Critical infrastructure (CI) consists of the public and private assets and networks, whether physical or virtual, so vital that their incapacitation or destruction would have a debilitating effect on national security, the economy, public health or safety, or any combination thereof. A local power station, the highway system around a major city and a government building could all be considered critical infrastructure. Key Resources (KR) are the public or private commodities essential to the health and well-being of the citizenry, the economy and continuity of government.  A reservoir, which holds the drinking water for a community would be considered a key resource. The Federal Department of Homeland Security (DHS) has developed the National Infrastructure Protection Plan (NIPP), which brings together various protection efforts and recovery plans into a single national program. The NIPP requires that each state develops and implements its own critical infrastructure protection (CIP) plan as a component of the overarching Homeland Security program. Pennsylvania has developed its own CIP plan, the Commonwealth Critical Infrastructure Protection Plan (CCIPP), to address the responsibilities at the state, county and municipal levels. Various federal and state laws set the roles and responsibilities of the agencies involved in Homeland Security and protection planning.  

IP Gateway

An imporant step in ensuring that Pennsylvania's critical infrastructure is protected, is simply to identify all of our critical infrastructure sites. Each state determines its own criteria for what it considers critical, and Governor's Office of Homeland Security (GOHS) works with representatives from various state departments and agencies to define these criteria. In turn, the GOHS works with industry stakeholders and facility owners across the state to identify our critical infrastructure and key resources. 

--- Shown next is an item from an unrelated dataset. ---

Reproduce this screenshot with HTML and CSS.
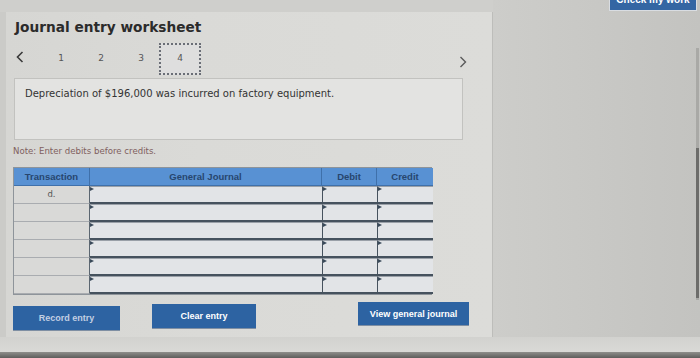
FILE: index.html
```html
<!DOCTYPE html>
<html lang="en">
<head>
<meta charset="utf-8">
<title>Journal entry worksheet</title>
<link rel="stylesheet" href="styles.css">
</head>
<body>
<div class="screen">
  <div class="main">
    <div class="panel">
      <div class="content">
        <h1 class="title">Journal entry worksheet</h1>
        <div class="nav">
          <span class="chev prev">
            <svg width="8" height="12" viewBox="0 0 8 12"><path d="M6.5 1 L1.5 6 L6.5 11" fill="none" stroke="#3a3a3a" stroke-width="1.6"/></svg>
          </span>
          <span class="step">1</span>
          <span class="step">2</span>
          <span class="step">3</span>
          <span class="step current">4</span>
          <span class="spacer"></span>
          <span class="chev next">
            <svg width="8" height="12" viewBox="0 0 8 12"><path d="M1.5 1 L6.5 6 L1.5 11" fill="none" stroke="#5a5a5a" stroke-width="1.4"/></svg>
          </span>
        </div>
        <div class="desc">Depreciation of $196,000 was incurred on factory equipment.</div>
        <p class="note">Note: Enter debits before credits.</p>
        <div class="journal">
          <div class="hcell">Transaction</div>
          <div class="hcell">General Journal</div>
          <div class="hcell">Debit</div>
          <div class="hcell last">Credit</div>

          <div class="tcell">d.</div><div class="icell"></div><div class="icell"></div><div class="icell"></div>
          <div class="tcell"></div><div class="icell"></div><div class="icell"></div><div class="icell"></div>
          <div class="tcell"></div><div class="icell"></div><div class="icell"></div><div class="icell"></div>
          <div class="tcell"></div><div class="icell"></div><div class="icell"></div><div class="icell"></div>
          <div class="tcell"></div><div class="icell"></div><div class="icell"></div><div class="icell"></div>
          <div class="tcell"></div><div class="icell"></div><div class="icell"></div><div class="icell"></div>
        </div>
        <div class="actions">
          <button class="btn record">Record entry</button>
          <button class="btn clear">Clear entry</button>
          <button class="btn view">View general journal</button>
        </div>
      </div>
    </div>
    <div class="side">
      <button class="btn check">Check my work</button>
      <div class="track"><div class="thumb"></div></div>
    </div>
  </div>
  <div class="footer"></div>
  <div class="bezel"></div>
</div>
</body>
</html>
```

FILE: styles.css
```css
* { box-sizing: border-box; }
html, body { margin: 0; padding: 0; }
body {
  width: 700px;
  height: 358px;
  overflow: hidden;
  background: #c9c9c6;
  font-family: "Liberation Sans", Arial, sans-serif;
  color: #333;
}
.screen {
  display: flex;
  flex-direction: column;
  height: 358px;
}
.main {
  display: flex;
  height: 337px;
  background: linear-gradient(to bottom, #cfcfcc 0, #cfcfcc 12px, #cbcbc8 12px);
}
.panel {
  width: 487px;
  margin-left: 6px;
  margin-top: 12px;
  height: 325px;
  background: linear-gradient(to right, #d6d6d3 0, #dadad7 40%, #dcdcd9 100%);
  border-right: 1px solid #bdbdba;
}
.content {
  padding-left: 7px;
  width: 470px;
}
.title {
  margin: 7px 0 0 2px;
  font-family: "DejaVu Sans", Verdana, sans-serif;
  font-weight: bold;
  font-size: 13.7px;
  line-height: 16px;
  color: #2b2b2b;
}
.nav {
  display: flex;
  align-items: center;
  height: 32px;
  margin-top: 8px;
  width: 456px;
}
.chev { display: flex; align-items: center; }
.prev { width: 28px; padding-left: 3px; margin-top: -4px; }
.next { margin-top: 6px; margin-right: 2px; }
.spacer { flex: 1; }
.step {
  width: 40px;
  text-align: center;
  font-family: "DejaVu Sans", Verdana, sans-serif;
  font-size: 9px;
  color: #555;
  margin-top: -3px;
}
.step.current {
  width: 42px;
  height: 32px;
  margin-left: -2px;
  margin-top: 0;
  border: 2px dotted #6a6e76;
  display: flex;
  align-items: center;
  justify-content: center;
  padding-bottom: 3px;
  background: #dedede;
}
.desc {
  margin: 3px 0 0 1px;
  width: 449px;
  height: 62px;
  background: #e3e3e1;
  border: 1px solid #c2c2bf;
  padding: 9px 0 0 10px;
  font-family: "DejaVu Sans", Verdana, sans-serif;
  font-size: 10px;
  line-height: 12px;
  color: #333;
}
.note {
  margin: 6px 0 0 0;
  font-family: "DejaVu Sans", Verdana, sans-serif;
  font-size: 8.6px;
  line-height: 10px;
  color: #80605e;
}
.journal {
  margin-top: 11px;
  display: grid;
  grid-template-columns: 76px 232px 55px 56px;
  grid-auto-rows: 18px;
  width: 419px;
  border: 1px solid #8e949a;
  background: #d8d8d6;
}
.hcell {
  background: #5891d3;
  border-right: 1px solid #3f70aa;
  border-bottom: 1px solid #3f70aa;
  font-weight: bold;
  font-size: 9.5px;
  color: #27466e;
  display: flex;
  align-items: center;
  justify-content: center;
}
.hcell.last { border-right: none; }
.tcell {
  background: #d9d9d7;
  border-bottom: 1px solid #a9acb0;
  border-right: 1px solid #5b6670;
  font-family: "DejaVu Sans", Verdana, sans-serif;
  font-size: 8.5px;
  color: #555;
  display: flex;
  justify-content: center;
  padding-top: 3px;
}
.icell {
  position: relative;
  background: #e2e4e7;
  border-left: 1px solid #46525e;
  border-top: 1px solid #9aa0a8;
  border-bottom: 2px solid #46525e;
}
.icell:nth-child(4n+2) { border-left: none; }
.icell::before {
  content: "";
  position: absolute;
  left: 0;
  top: 0;
  border-left: 4px solid #3a4a5a;
  border-top: 2px solid transparent;
  border-bottom: 2px solid transparent;
}
.actions {
  display: flex;
  align-items: flex-start;
  margin-top: 9px;
}
.btn {
  border: none;
  background: #2d63a2;
  color: #fff;
  font-family: "Liberation Sans", Arial, sans-serif;
  font-weight: bold;
  font-size: 9px;
  height: 24px;
  padding: 0;
  box-shadow: 0 1px 0 #7f8fa3;
}
.record { width: 107px; margin-top: 2px; color: #c2cfe2; }
.clear { width: 104px; margin-left: 32px; }
.view { width: 111px; margin-left: 102px; margin-top: -2px; height: 23px; }
.side {
  flex: 1;
  display: flex;
  flex-direction: column;
  align-items: flex-end;
  background: linear-gradient(to right, #cdcdca, #c3c3c0);
}
.check {
  width: 86px;
  height: 22px;
  margin-top: -12px;
  margin-right: 4px;
  font-size: 10px;
  line-height: 10px;
  padding-top: 2px;
  background: #3466a3;
  box-shadow: 0 0 0 1px #d9dde2;
}
.track {
  margin-top: 38px;
  margin-right: 1px;
  width: 3px;
  height: 252px;
  background: #a9a9a6;
}
.thumb {
  margin-top: 100px;
  height: 150px;
  background: #6d6d6b;
}
.footer {
  height: 15px;
  background: linear-gradient(to bottom, #d2d2cf, #d9d9d6);
}
.bezel {
  height: 6px;
  background: linear-gradient(to bottom, #8e8e8b, #5e5e5c);
}
```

The GOHS uses a tool called IP Gateway, a secure web-based tool, which aids law enforcement, public safety and emergency response personnel in the event of an emergency at one of these sites.  More information on ACAMS is available from the Department of Homeland Security.

Protected Critical Infrastructure Information (PCII)

The Protected Critical Infrastructure Information (PCII) Program, managed by the U.S. Department of Homeland Security's (DHS) National Protection and Programs Directorate (NPPD), is designed to encourage owners/operators of private sector critical infrastructure, key resources and significant special events (CIKR) to share sensitive, security-related business information with the Federal government.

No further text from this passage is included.